Jado slips in the Kendo stick, but Tama disarms Tanga Loa… and with Jado still distracting the referee, Yano hits a low blow to both of the Guerrillas before rolling up Tanga Loa for the win. I’m not at all sure where the Tama story’s heading, especially against the backdrop of the Bullet Club dominating elsewhere, but it’s different (which is almost always a good thing). **¾

Bullet Club (Jay White, Bad Luck Fale & Chase Owens) vs. Kazuchika Okada, Hiroshi Tanahashi & YOSHI-HASHI
Usually, cynical me would say that the additions of Owens and YOSHI-HASHI to this match mean that both sides have pin-eaters – but after yesterday, when Chase made Tanahashi tap to an inverted figure four (quickly dubbed the TTO – Tanahashi Tapped Out), I’m not so sure we need them!

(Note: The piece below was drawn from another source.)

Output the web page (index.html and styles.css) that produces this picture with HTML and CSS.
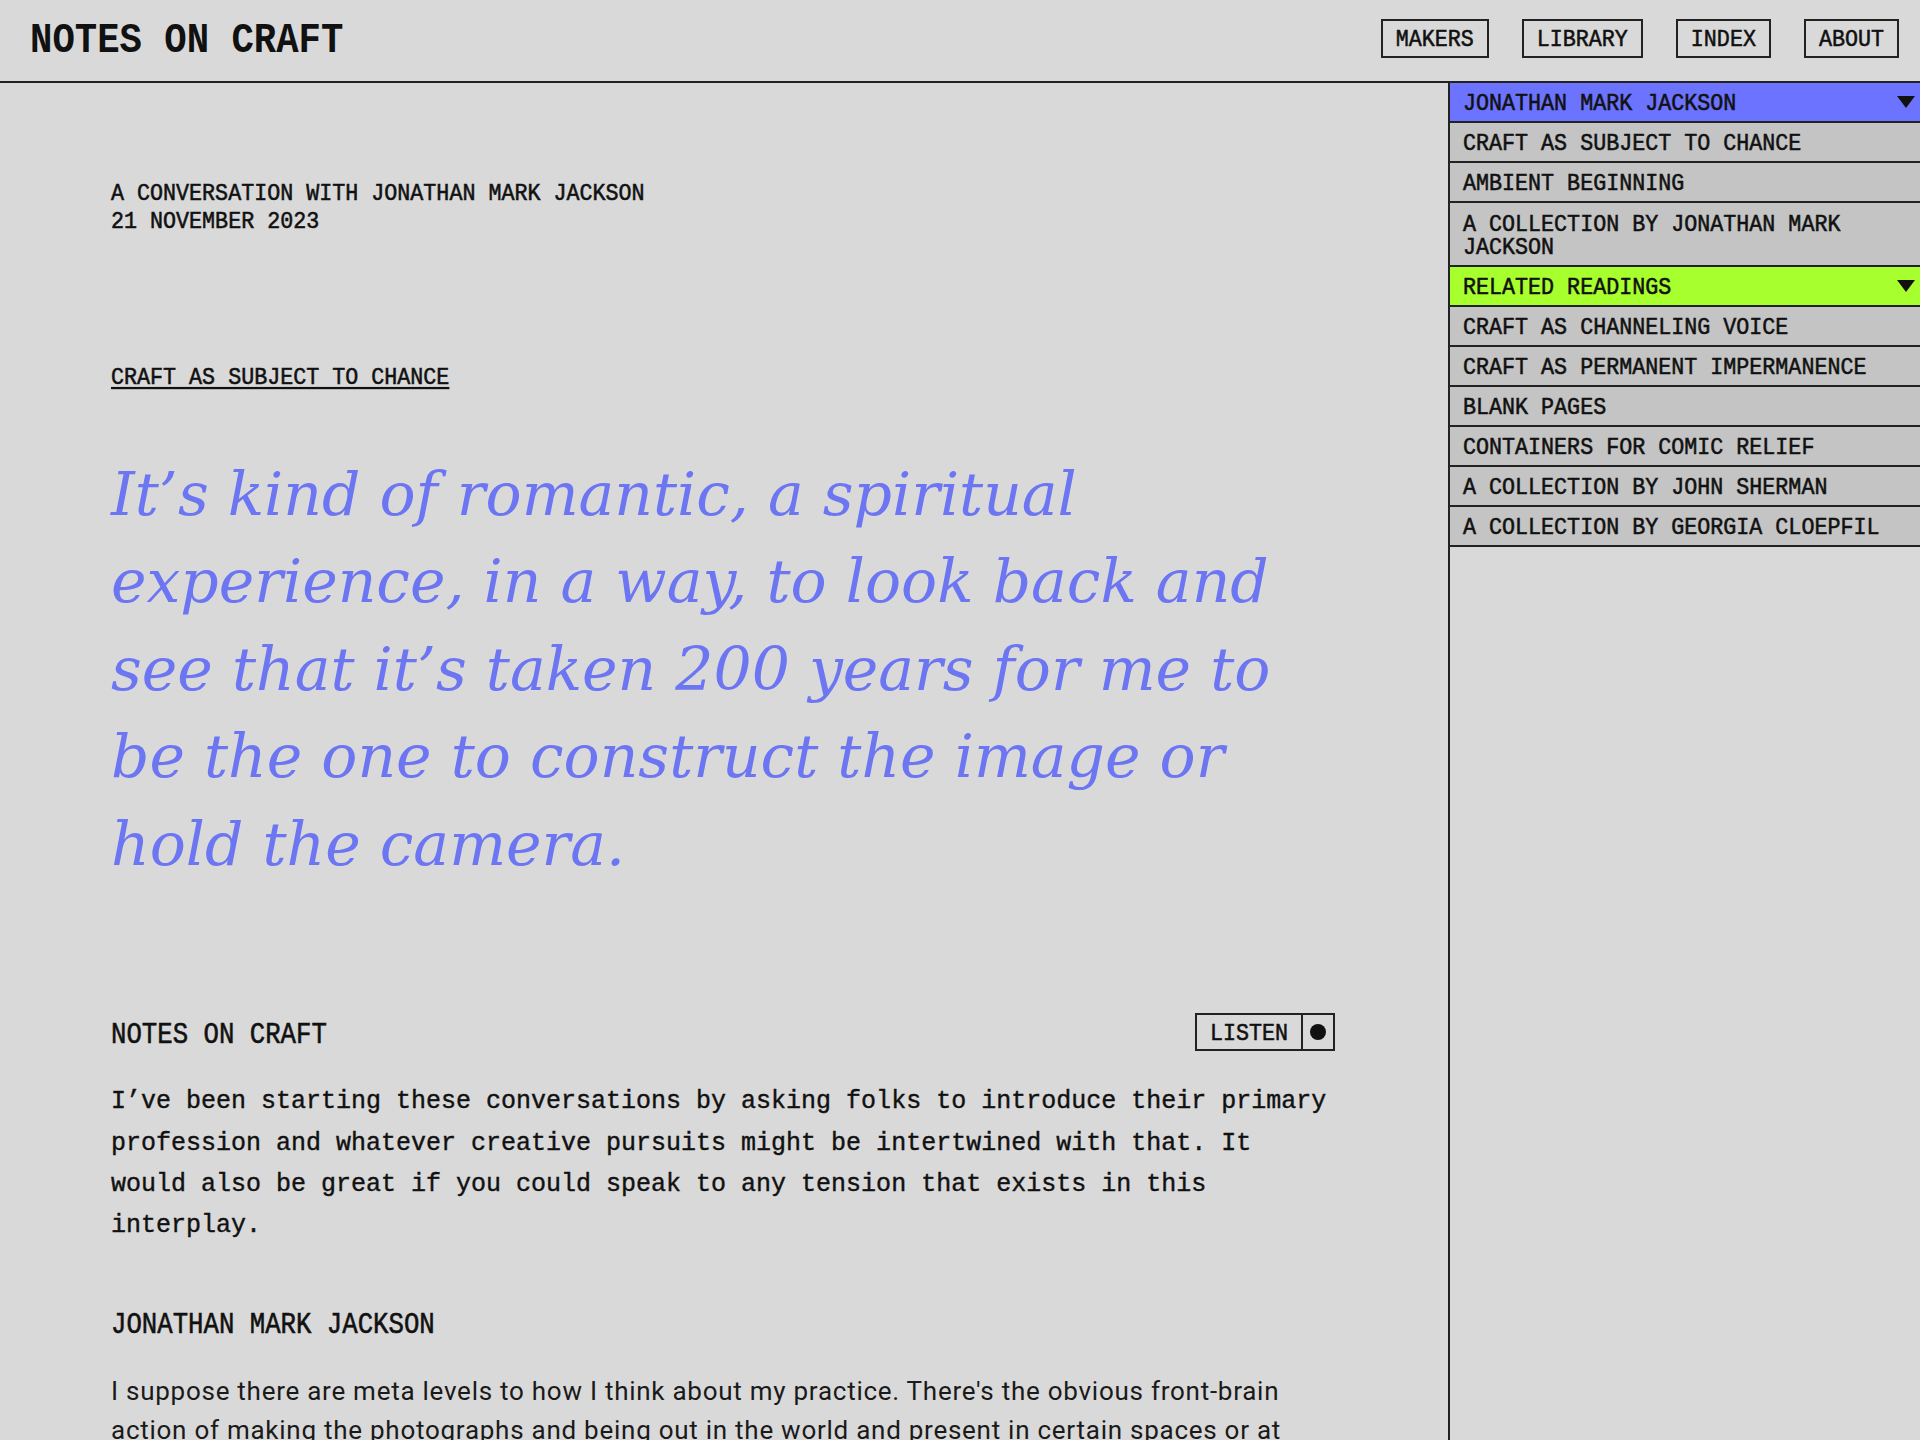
FILE: index.html
```html
<!DOCTYPE html>
<html lang="en">
<head>
<meta charset="utf-8">
<title>Notes on Craft</title>
<link rel="stylesheet" href="styles.css">
</head>
<body>
<header class="topbar">
  <div class="brand"><span class="sq">NOTES ON CRAFT</span></div>
  <nav class="nav">
    <a class="navbtn" href="#"><span class="sq">MAKERS</span></a>
    <a class="navbtn" href="#"><span class="sq">LIBRARY</span></a>
    <a class="navbtn" href="#"><span class="sq">INDEX</span></a>
    <a class="navbtn" href="#"><span class="sq">ABOUT</span></a>
  </nav>
</header>
<div class="layout">
  <main class="main">
    <div class="meta">
      <div>A CONVERSATION WITH JONATHAN MARK JACKSON</div>
      <div>21 NOVEMBER 2023</div>
    </div>
    <div class="kicker"><a href="#">CRAFT AS SUBJECT TO CHANCE</a></div>
    <blockquote class="quote">It’s kind of romantic, a spiritual experience, in a way, to look back and see that it’s taken 200 years for me to be the one to construct the image or hold the camera.</blockquote>
    <div class="sec">
      <div class="sec-label"><span class="sq">NOTES ON CRAFT</span></div>
      <div class="listen">
        <div class="listen-txt"><span class="sq">LISTEN</span></div>
        <div class="listen-dot"><span class="dot"></span></div>
      </div>
    </div>
    <p class="mono-p">I’ve been starting these conversations by asking folks to introduce their primary profession and whatever creative pursuits might be intertwined with that. It would also be great if you could speak to any tension that exists in this interplay.</p>
    <div class="speaker"><span class="sq">JONATHAN MARK JACKSON</span></div>
    <p class="sans-p">I suppose there are meta levels to how I think about my practice. There's the obvious front-brain action of making the photographs and being out in the world and present in certain spaces or at certain times, and then there's the slower work of sitting with the images afterwards.</p>
  </main>
  <aside class="aside">
    <div class="sb-row head blue"><span class="sb-txt">JONATHAN MARK JACKSON</span><svg class="tri" width="18" height="12" viewBox="0 0 18 12"><polygon points="0,0 18,0 9,12" fill="#111"/></svg></div>
    <div class="sb-row"><span class="sb-txt">CRAFT AS SUBJECT TO CHANCE</span></div>
    <div class="sb-row"><span class="sb-txt">AMBIENT BEGINNING</span></div>
    <div class="sb-row tall"><span class="sb-txt">A COLLECTION BY JONATHAN MARK JACKSON</span></div>
    <div class="sb-row head green"><span class="sb-txt">RELATED READINGS</span><svg class="tri" width="18" height="12" viewBox="0 0 18 12"><polygon points="0,0 18,0 9,12" fill="#111"/></svg></div>
    <div class="sb-row"><span class="sb-txt">CRAFT AS CHANNELING VOICE</span></div>
    <div class="sb-row"><span class="sb-txt">CRAFT AS PERMANENT IMPERMANENCE</span></div>
    <div class="sb-row"><span class="sb-txt">BLANK PAGES</span></div>
    <div class="sb-row"><span class="sb-txt">CONTAINERS FOR COMIC RELIEF</span></div>
    <div class="sb-row"><span class="sb-txt">A COLLECTION BY JOHN SHERMAN</span></div>
    <div class="sb-row"><span class="sb-txt">A COLLECTION BY GEORGIA CLOEPFIL</span></div>
  </aside>
</div>
</body>
</html>
```
FILE: styles.css
```css
* { box-sizing: border-box; }

html, body {
  margin: 0;
  padding: 0;
}

body {
  background: #d9d9d9;
  color: #111;
  font-family: "Liberation Mono", "Courier New", monospace;
  overflow: hidden;
}

.sq {
  display: inline-block;
  transform: scaleY(1.12);
}

/* Header */
.topbar {
  height: 83px;
  border-bottom: 2px solid #222;
  display: flex;
  align-items: center;
  justify-content: space-between;
  padding: 0 21px 5px 30px;
}

.brand {
  padding-top: 7px;
  font-size: 37.3px;
  font-weight: 700;
  line-height: 1;
}

.nav {
  display: flex;
  gap: 33px;
}

.navbtn {
  display: flex;
  align-items: center;
  height: 39px;
  padding: 3px 13px 0;
  border: 2px solid #222;
  font-size: 21.7px;
  line-height: 1;
  color: #111;
  text-decoration: none;
  -webkit-text-stroke: 0.5px #111;
}

/* Layout */
.layout {
  display: flex;
  min-height: calc(100vh - 83px);
}

.main {
  flex: 1;
  padding: 101px 113px 0 111px;
}

.aside {
  width: 472px;
  flex: none;
  border-left: 2px solid #222;
}

/* Sidebar */
.sb-row {
  display: flex;
  align-items: center;
  justify-content: space-between;
  height: 40px;
  border-bottom: 2px solid #222;
  padding: 3px 30px 0 13px;
  background: #c4c4c4;
  font-size: 21.7px;
  -webkit-text-stroke: 0.5px #111;
}

.sb-row.head { padding-right: 5px; }
.sb-row.blue { background: #6b73ff; }
.sb-row.green { background: #a7ff2e; }
.sb-row.tall { height: 64px; padding-top: 5px; }

.sb-txt {
  display: block;
  line-height: 19.6px;
  transform: scaleY(1.12);
}

.tri { flex: none; display: block; margin-top: -3px; }

/* Main content */
.meta {
  font-size: 21.7px;
  line-height: 24.5px;
  transform: scaleY(1.12);
  transform-origin: 0 50%;
  -webkit-text-stroke: 0.5px #111;
}

.kicker {
  margin-top: 133px;
  font-size: 21.7px;
  line-height: 24.5px;
  transform: scaleY(1.12);
  transform-origin: 0 50%;
  -webkit-text-stroke: 0.5px #111;
}

.kicker a {
  color: #111;
  text-decoration: underline;
  text-decoration-thickness: 1.5px;
  text-underline-offset: 3px;
}

.quote {
  margin: 60px 0 0;
  max-width: 1190px;
  font-family: "DejaVu Serif", "Liberation Serif", serif;
  font-style: italic;
  font-size: 60px;
  line-height: 87.6px;
  color: #6c75f2;
}

.sec {
  margin-top: 125px;
  height: 38px;
  display: flex;
  align-items: center;
  justify-content: space-between;
}

.sec-label {
  padding-top: 6px;
  font-size: 25.7px;
  line-height: 1;
  -webkit-text-stroke: 0.5px #111;
}

.listen {
  display: flex;
  height: 38px;
  border: 2px solid #222;
}

.listen-txt {
  display: flex;
  align-items: center;
  padding: 3px 13px 0;
  border-right: 2px solid #222;
  font-size: 21.7px;
  line-height: 1;
  -webkit-text-stroke: 0.5px #111;
}

.listen-dot {
  width: 30px;
  display: flex;
  align-items: center;
  justify-content: center;
}

.dot {
  width: 16px;
  height: 16px;
  border-radius: 50%;
  background: #111;
}

.mono-p {
  margin: 30px 0 0;
  font-size: 25px;
  line-height: 41.3px;
  -webkit-text-stroke: 0.4px #111;
}

.speaker {
  margin-top: 66px;
  font-size: 25.7px;
  line-height: 26px;
  -webkit-text-stroke: 0.5px #111;
}

.sans-p {
  margin: 33px 0 0;
  font-family: Roboto, "Liberation Sans", sans-serif;
  font-size: 26px;
  line-height: 39px;
  letter-spacing: 0.74px;
  color: #1a1a1a;
}
```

Tanahashi’s right knee was the big question mark going into this, with the chairshots in Korakuen and the TTO clearly weakening it. Okada and Chase Owens start us off, but of course it’s a ruse as Chase just served as a distraction for Fale to attack Okada from behind. Okada’s able to pull Chase into harm’s way, as Owens took several splashes in the corner before a DDT dumped Fale out of the ring. Okada, Tanahashi and YOSHI-HASHI work well to keep Owens down, but they still won’t do the old sushi pose with him Aw. Jay White tags in next, as does Hiroshi Tanahashi, who instantly goes for forearms to White, before a palm strike sends White into the corner. White reverses an Irish whip before he chops Tanahashi’s knee in the ropes to stop a crossbody out of the corner, which was the cue for the match to spill outside, where White focused on that injured knee. There’s also another Irish whip as Tanahashi’s sent into the guard rails, while Okada’s double-teamed by Fale and Owens on the other side of the arena.

Tanahashi manages to make it back to the ring, but it’s become a virtual lion’s den as he’s taken back into the Bullet Club corner as the beatdown continued, with Owens trying to torque away on the bad knee some more. White’s in to work a single leg crab on Tanahashi, which YOSHI-HASHI tried in vain to break up… Tanahashi eventually fights back, scoring with a Dragon screw before Okada came in to pick up the pieces. There’s a sliding back elbow to Owens, who then took a flapjack for a two-count, before Fale came in to put the brakes on things. Okada can’t quite slam Fale, before he slipped out of a retaliatory effort… then lands a slam of his own! An attempted tombstone was very unwise, as Fale blocks it before he’s taken for a back body drop as Okada worked his way up to an elbow off the top… following up with the Rainmaker pose before the same move’s countered with a Samoan drop. Tags take us to YOSHI-HASHI and Jay White, with YOSHI getting some revenge on the beating White laid on him last year, scoring with a Head Hunter and a Bunker Buster for a two-count.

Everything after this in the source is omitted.